THE PROBLEM: How many lines of the entries below include the word "this"? Answer with the number alone.

Entries with page source code:
>>

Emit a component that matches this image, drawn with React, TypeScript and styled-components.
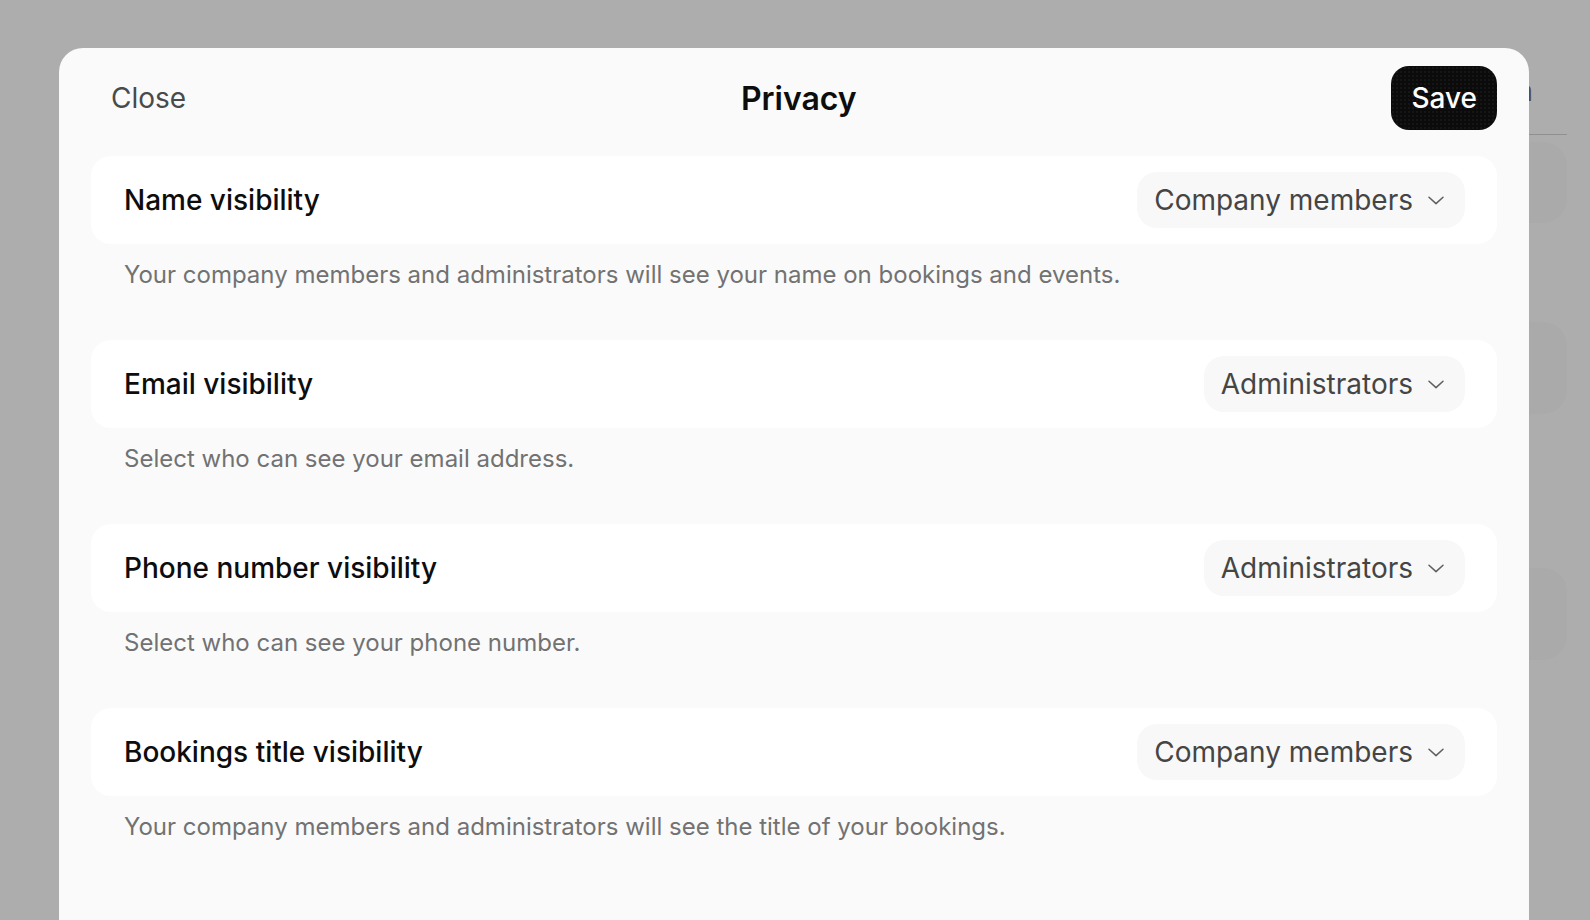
import styled, { createGlobalStyle } from "styled-components";

const GlobalStyle = createGlobalStyle`
  html, body {
    margin: 0;
    padding: 0;
    background: #ffffff;
    font-family: Inter, "Noto Sans", "Liberation Sans", sans-serif;
    -webkit-font-smoothing: antialiased;
  }
  * {
    box-sizing: border-box;
  }
`;

// page that sits behind the dialog
const Page = styled.div`
  position: relative;
  height: 100vh;
  overflow: hidden;
  background: #ffffff;
`;

const PageHeader = styled.header`
  height: 135px;
  margin: 0 23px 0 420px;
  padding: 0 34px 26px 0;
  display: flex;
  align-items: flex-end;
  justify-content: flex-end;
  border-bottom: 1px solid #d4d4d4;
`;

const PageTitle = styled.span`
  font-size: 28px;
  color: #777777;
`;

const PageBody = styled.div`
  display: flex;
  flex-direction: column;
  align-items: flex-end;
  padding: 7px 23px 0 0;
`;

const GhostCard = styled.div<{ $h: number; $mt: number }>`
  width: 360px;
  height: ${({ $h }) => $h}px;
  margin-top: ${({ $mt }) => $mt}px;
  border-radius: 24px;
  background: #fbfbfb;
`;

const Backdrop = styled.div`
  position: fixed;
  inset: 0;
  background: rgba(0, 0, 0, 0.32);
`;

const Sheet = styled.div`
  position: absolute;
  left: 59px;
  top: 48px;
  width: 1470px;
  bottom: -40px;
  background: #fafafa;
  border-radius: 24px 24px 0 0;
`;

const SheetHeader = styled.div`
  display: flex;
  align-items: center;
  justify-content: space-between;
  padding: 18px 32px 0;
`;

const CloseButton = styled.button`
  height: 64px;
  padding: 0 20px;
  border: none;
  background: none;
  font-family: inherit;
  font-size: 28px;
  color: #4a4a4a;
  cursor: pointer;
`;

const SheetTitle = styled.h1`
  margin: 0;
  font-size: 32px;
  font-weight: 600;
  color: #0d0d0d;
`;

const SaveButton = styled.button`
  height: 64px;
  padding: 0 20px;
  border: none;
  border-radius: 18px;
  background-color: #0b0b0b;
  background-image: radial-gradient(
    rgba(255, 255, 255, 0.1) 0.6px,
    transparent 0.8px
  );
  background-size: 4px 4px;
  font-family: inherit;
  font-size: 28px;
  font-weight: 500;
  color: #ffffff;
  cursor: pointer;
`;

const SettingsList = styled.div`
  padding: 26px 32px 0;
`;

const Setting = styled.section`
  margin-bottom: 49px;
`;

const Card = styled.div`
  display: flex;
  align-items: center;
  justify-content: space-between;
  padding: 16px 32px 16px 33px;
  border-radius: 20px;
  background: #ffffff;
`;

const Label = styled.span`
  font-size: 28px;
  font-weight: 500;
  color: #0d0d0d;
`;

const Select = styled.button`
  height: 56px;
  display: flex;
  align-items: center;
  gap: 15px;
  padding: 0 21px 0 17px;
  border: none;
  border-radius: 20px;
  background: #f8f8f8;
  font-family: inherit;
  font-size: 28px;
  color: #454545;
  cursor: pointer;
`;

const Hint = styled.p`
  margin: 15px 0 0 33px;
  font-size: 24px;
  line-height: 32px;
  color: #727272;
`;

const Chevron = () => (
  <svg width="16" height="9" viewBox="0 0 16 9" fill="none">
    <path
      d="M1 1.2 L8 7.6 L15 1.2"
      stroke="#5f5f5f"
      strokeWidth="1.5"
      strokeLinecap="round"
      strokeLinejoin="round"
    />
  </svg>
);

const settings = [
  {
    label: "Name visibility",
    value: "Company members",
    hint: "Your company members and administrators will see your name on bookings and events.",
  },
  {
    label: "Email visibility",
    value: "Administrators",
    hint: "Select who can see your email address.",
  },
  {
    label: "Phone number visibility",
    value: "Administrators",
    hint: "Select who can see your phone number.",
  },
  {
    label: "Bookings title visibility",
    value: "Company members",
    hint: "Your company members and administrators will see the title of your bookings.",
  },
];

export default function App() {
  return (
    <>
      <GlobalStyle />
      <Page>
        <PageHeader>
          <PageTitle>Join</PageTitle>
        </PageHeader>
        <PageBody>
          <GhostCard $h={81} $mt={0} />
          <GhostCard $h={92} $mt={99} />
          <GhostCard $h={92} $mt={154} />
        </PageBody>
        <Backdrop />
        <Sheet>
          <SheetHeader>
            <CloseButton type="button">Close</CloseButton>
            <SheetTitle>Privacy</SheetTitle>
            <SaveButton type="button">Save</SaveButton>
          </SheetHeader>
          <SettingsList>
            {settings.map((s) => (
              <Setting key={s.label}>
                <Card>
                  <Label>{s.label}</Label>
                  <Select type="button">
                    {s.value}
                    <Chevron />
                  </Select>
                </Card>
                <Hint>{s.hint}</Hint>
              </Setting>
            ))}
          </SettingsList>
        </Sheet>
      </Page>
    </>
  );
}
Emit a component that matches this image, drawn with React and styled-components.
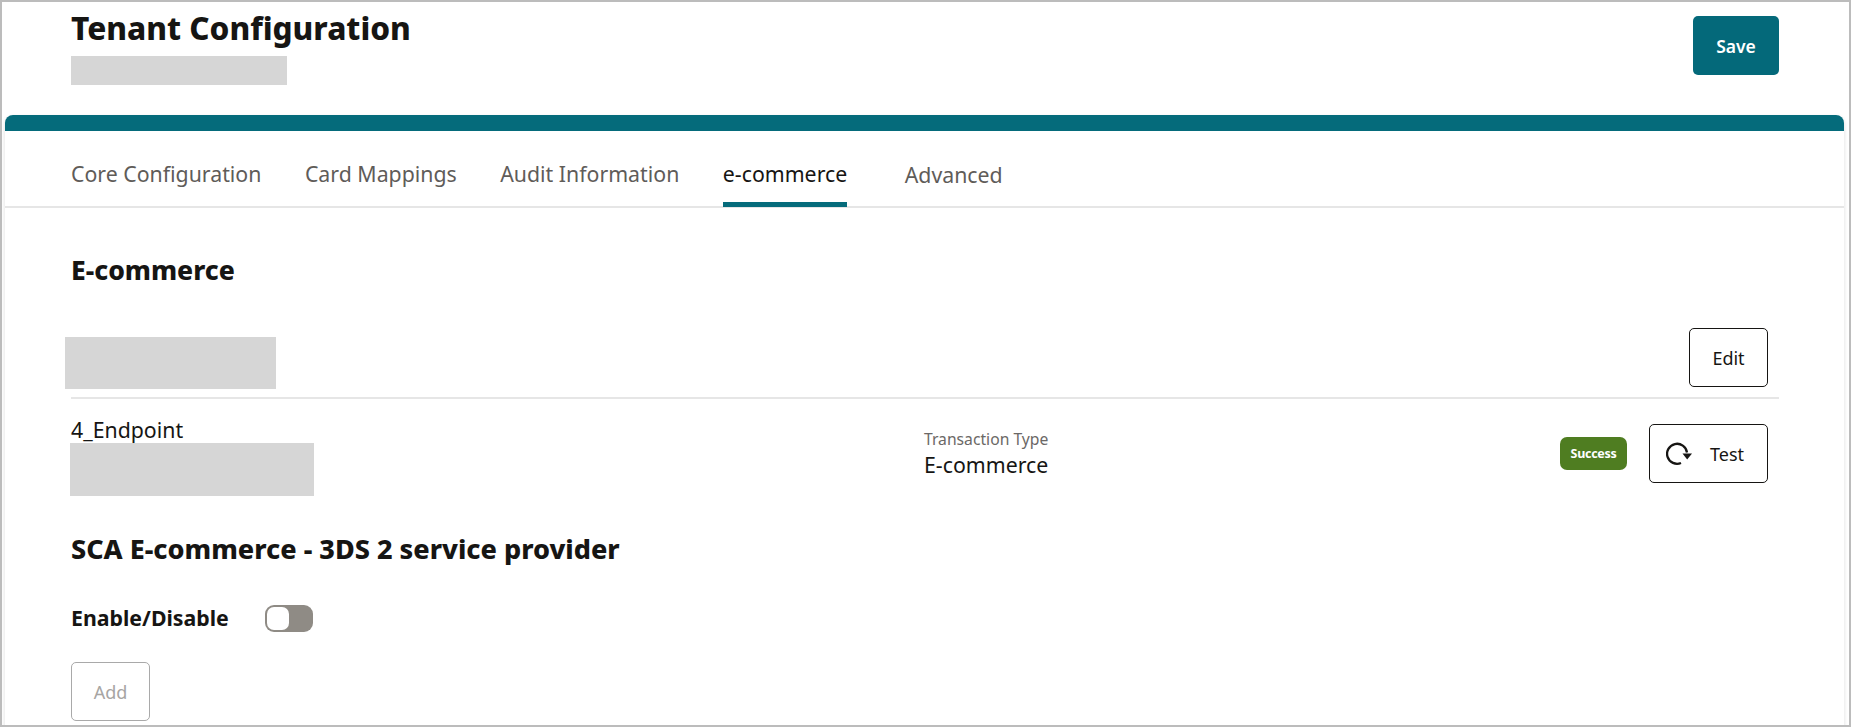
import React from "react";
import styled, { createGlobalStyle } from "styled-components";

const Global = createGlobalStyle`
  html, body { margin: 0; padding: 0; background: #fff; }
  body { font-family: "Noto Sans", "Open Sans", sans-serif; color: #161513; }
`;

const tabs = ["Core Configuration", "Card Mappings", "Audit Information", "e-commerce", "Advanced"];

function RefreshIcon() {
  return (
    <svg width="26" height="23" viewBox="0 0 26 23" fill="none">
      <path d="M15 21A10 10 0 1 1 21 10.500" stroke="#161513" strokeWidth="2.300" />
      <path d="M16.500 11.500h9.500l-4.800 6z" fill="#161513" />
    </svg>
  );
}

function App() {
  return (
    <>
      <Global />
      <Frame>
        <Header>
          <div>
            <Title>Tenant Configuration</Title>
            <Redacted $w={216} $h={29} />
          </div>
          <SaveButton>Save</SaveButton>
        </Header>
        <Card>
          <TabBar>
            {tabs.map((t) => (
              <Tab key={t} $active={t === "e-commerce"} $last={t === "Advanced"}>{t}</Tab>
            ))}
          </TabBar>
          <Content>
            <SectionTitle>E-commerce</SectionTitle>
            <EndpointHead>
              <Redacted $w={211} $h={52} $offset={-6} $top={9} />
              <OutlineButton>Edit</OutlineButton>
            </EndpointHead>
            <EndpointRow>
              <div>
                <EndpointName>4_Endpoint</EndpointName>
                <Redacted $w={244} $h={53} $offset={-1} />
              </div>
              <TypeBlock>
                <TypeLabel>Transaction Type</TypeLabel>
                <TypeValue>E-commerce</TypeValue>
              </TypeBlock>
              <RowActions>
                <Badge>Success</Badge>
                <OutlineButton $wide>
                  <RefreshIcon />
                  Test
                </OutlineButton>
              </RowActions>
            </EndpointRow>
            <ScaTitle>SCA E-commerce - 3DS 2 service provider</ScaTitle>
            <ToggleRow>
              <ToggleLabel>Enable/Disable</ToggleLabel>
              <Toggle />
            </ToggleRow>
            <AddButton>Add</AddButton>
          </Content>
        </Card>
      </Frame>
    </>
  );
}
export default App;

const Frame = styled.div`
  box-sizing: border-box;
  width: 1851px;
  height: 727px;
  border: 2px solid #bcbcbc;
  overflow: hidden;
  background: #fff;
`;

const Header = styled.header`
  box-sizing: border-box;
  height: 113px;
  padding: 14px 70px 0 69px;
  display: flex;
  justify-content: space-between;
  align-items: flex-start;
`;

const Title = styled.h1`
  margin: -8px 0 8px;
  font-size: 31.500px;
  line-height: 40px;
  font-weight: 800;
  color: #161513;
`;

const Redacted = styled.div`
  width: ${(p) => p.$w}px;
  height: ${(p) => p.$h}px;
  margin-left: ${(p) => p.$offset || 0}px;
  margin-top: ${(p) => p.$top || 0}px;
  background: #d6d6d6;
`;

const SaveButton = styled.button`
  width: 86px;
  height: 59px;
  border: none;
  border-radius: 5px;
  background: #04697a;
  color: #fff;
  font: 600 17.500px "Noto Sans", sans-serif;
`;

const Card = styled.section`
  margin: 0 5px 0 3px;
  height: 620px;
  border-top: 16px solid #056b7b;
  border-radius: 8px 8px 0 0;
  box-shadow: 0 2px 4px rgba(0, 0, 0, 0.14);
`;

const TabBar = styled.nav`
  box-sizing: border-box;
  height: 77px;
  padding: 0 0 0 66px;
  display: flex;
  gap: 43.500px;
  border-bottom: 2px solid #e6e6e6;
`;

const Tab = styled.div`
  box-sizing: border-box;
  height: 76px;
  display: flex;
  align-items: center;
  margin-left: ${(p) => (p.$last ? "14px" : 0)};
  padding-top: ${(p) => (p.$last ? "16px" : "14px")};
  font-size: 21.300px;
  color: ${(p) => (p.$active ? "#161513" : "#5f5c59")};
  border-bottom: 5px solid ${(p) => (p.$active ? "#056b7b" : "transparent")};
`;

const Content = styled.div`
  padding: 45px 65px 0 66px;
`;

const SectionTitle = styled.h2`
  margin: 0;
  font-size: 26.500px;
  line-height: 34px;
  font-weight: 800;
`;

const EndpointHead = styled.div`
  box-sizing: border-box;
  height: 110px;
  padding: 41px 11px 0 0;
  display: flex;
  justify-content: space-between;
  align-items: flex-start;
`;

const OutlineButton = styled.button`
  box-sizing: border-box;
  width: ${(p) => (p.$wide ? "119px" : "79px")};
  height: 59px;
  padding: ${(p) => (p.$wide ? "0 0 0 16px" : "0")};
  display: flex;
  align-items: center;
  justify-content: ${(p) => (p.$wide ? "flex-start" : "center")};
  gap: 18px;
  background: #fff;
  border: 1.5px solid #161513;
  border-radius: 5px;
  color: #161513;
  font: 400 18px "Noto Sans", sans-serif;
`;

const EndpointRow = styled.div`
  box-sizing: border-box;
  border-top: 2px solid #e6e6e6;
  display: grid;
  grid-template-columns: 853px 1fr auto;
  padding: 18px 11px 0 0;
`;

const EndpointName = styled.div`
  font-size: 21.300px;
  line-height: 28px;
  margin: -1px 0;
`;

const TypeBlock = styled.div`
  padding-top: 11px;
`;

const TypeLabel = styled.div`
  font-size: 15.700px;
  line-height: 22px;
  color: #6b6866;
`;

const TypeValue = styled.div`
  font-size: 21.300px;
  line-height: 29px;
`;

const RowActions = styled.div`
  display: flex;
  align-items: center;
  gap: 22px;
  height: 59px;
  margin-top: 7px;
`;

const Badge = styled.span`
  box-sizing: border-box;
  width: 67px;
  height: 33px;
  display: flex;
  align-items: center;
  justify-content: center;
  border-radius: 7px;
  background: #4f7d21;
  color: #fff;
  font-size: 12.500px;
  letter-spacing: -0.3px;
  font-weight: 700;
`;

const ScaTitle = styled.h2`
  margin: 36px 0 0;
  font-size: 27px;
  line-height: 34px;
  font-weight: 800;
`;

const ToggleRow = styled.div`
  display: flex;
  align-items: center;
  gap: 36px;
  margin-top: 38px;
`;

const ToggleLabel = styled.div`
  font-size: 21.300px;
  line-height: 28px;
  font-weight: 700;
`;

const Toggle = styled.div`
  box-sizing: border-box;
  width: 48px;
  height: 27px;
  padding: 2px;
  border-radius: 9px;
  background: #8f8b85;

  &::before {
    content: "";
    display: block;
    width: 22px;
    height: 23px;
    border-radius: 7px;
    background: #fff;
  }
`;

const AddButton = styled.button`
  box-sizing: border-box;
  display: block;
  width: 79px;
  height: 59px;
  margin-top: 30px;
  background: #fff;
  border: 1px solid #a9a9a9;
  border-radius: 5px;
  color: #a7a5a3;
  font: 400 18px "Noto Sans", sans-serif;
`;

<<

ANSWER TO THE TASK: 2